Citation: Drank. "I Found a Better Way: An Experience with Buprenorphine / Naloxone (Suboxone) (exp102964)". Erowid.org. Jun 3, 2019. erowid.org/exp/102964
I have to start out by saying that suboxone/subutex/bupe was a very good decision for me. My history with opiate addiction is similar to a lot of other peoples'. I got surgery, was prescribed an opiate which was oxycodone, and my parents kept their old bottles laying around for me to get. And from there, I got a little taste of heaven, and I knew exactly where I wanted to be. The first time I insufflated a roxy was just about the best night of my entire life. I was 18, depressed because a girl left me, and I wanted to feel happy and sedated. Holy cow, that stuff hit me hard and I thought it was the best feeling in the entire world. I felt entirely happy, as waves of euphoric bliss wrapped around my body, and made me nod out to some good music. When I nodded, I was in dreamland where anything was possible. I felt like I was a rocket going up into space, and nothing would stop me, nothing would bring me down.
To make a long story short, I ended up chasing that first high I experienced from oxycodone.
I ended up chasing that first high I experienced from oxycodone.
I soon tried opana and heroin, and it was all downhill from there. No matter how much I snorted, I could never recreate that first experience with oxycodone, although the stuff got me really high and even sick sometimes. After that, that's when I first shot up heroin. I shot 3 bags of NYC grade A dope.

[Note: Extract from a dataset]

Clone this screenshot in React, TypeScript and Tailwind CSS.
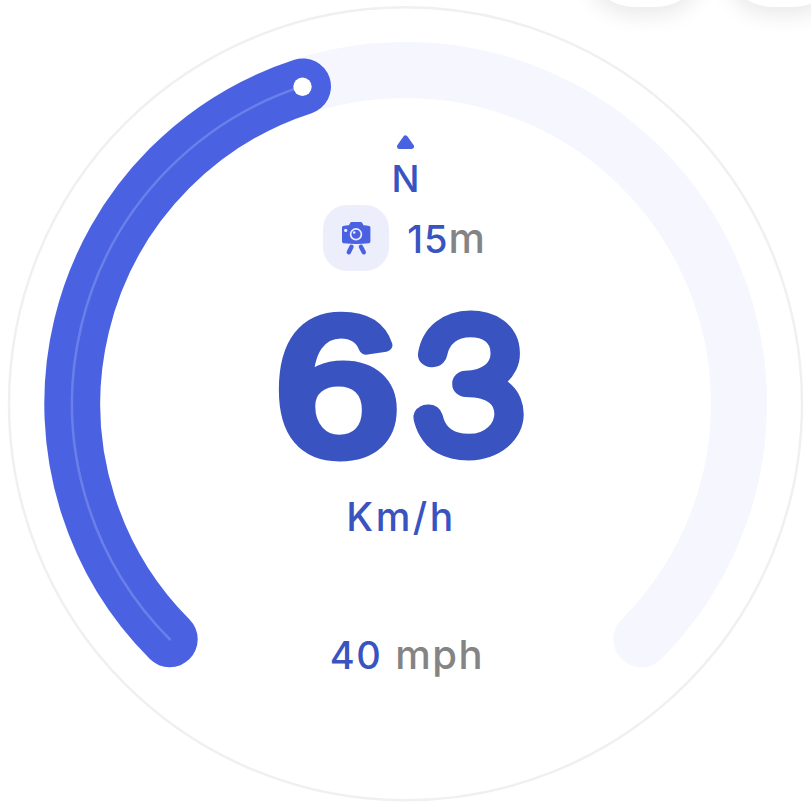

Now THIS was the best feeling ever. It was so good, that I was so scared to ever shoot up again, and I never did. It lasted too short, and I quickly realized I was on the edge of death. I never touched the needle ever again, and I'm proud of that. However, I continued to snort heroin and oxys like crazy, still trying to chase that high, and it went all downhill from there because I got addicted even more, and couldn't even go half a day without a few bags of dope or an opana. I didn't even touch vicodins and oxys at this point, they did nothing for me. I wanted straight up dope and crazy hardcore pills.
Recently, there has been a huge crackdown on junkies in my area. There's cops everywhere, and people are scared as anything to sell. There's also a lot of fake stuff out there, I can't even tell you how many times I've been faked. It's a personal shame that hangs over me, although I did not lose too much money in the end, and I realize I could have instead lost my life. Pills have nearly tripled in price here, and it's a big financial burden on anybody who uses them. So because of this big circus that's going on with the opiate game in my location, I decided to go to a doctor and get prescribed Suboxone to help manage my addiction.
I have to say, this is honestly the best decision I have ever made in my life. I have been clean from heroin and all pills for 4 months now, and I take 4mg of suboxone a day now (started at 12mg). I thought I was going to relapse at first, but suboxone is actually pretty strong, and it satisfies to say the least. I know it 'doesn't get you high,' and it's expensive, but look at what I'm saving myself. I'm saving a rather long drive out to where the dope is. I'm saving at least 20$ worth in gas there and back. I'm saving having to call a dealer, waiting for him, meeting him, making the deal, dealing with BS that they sometimes give you, and the possibility of getting faked, robbed, shot, jumped, or arrested. Think about it, dope is not always in the possession of friendly hands, and I doubt they care about my life when they're giving me the stuff; they just want to make money. The dope can be cut/laced with anything from brick dust to rat poison because the dealers just want to make profit by stretching their product. I'm saving myself a lot of anxiety, and a lot of jail time as well. That's why I made the shift to suboxone. If you think about it, the doctor is always there, but the dealer can be gone, he can have bad stuff, he can have fake stuff, he can rob you and he can kill you. My theory is to always know what I'm getting, and I havn't had to ask a question since I entered the program. I get my pills prescribed, I pick them up, I take them, and I am normal. I don't need to be involved with crooks and low-lifes to feel good.
I am 100% happier with my life. I do miss the rush of going to get dope and all, but it also gave me terrible anxiety.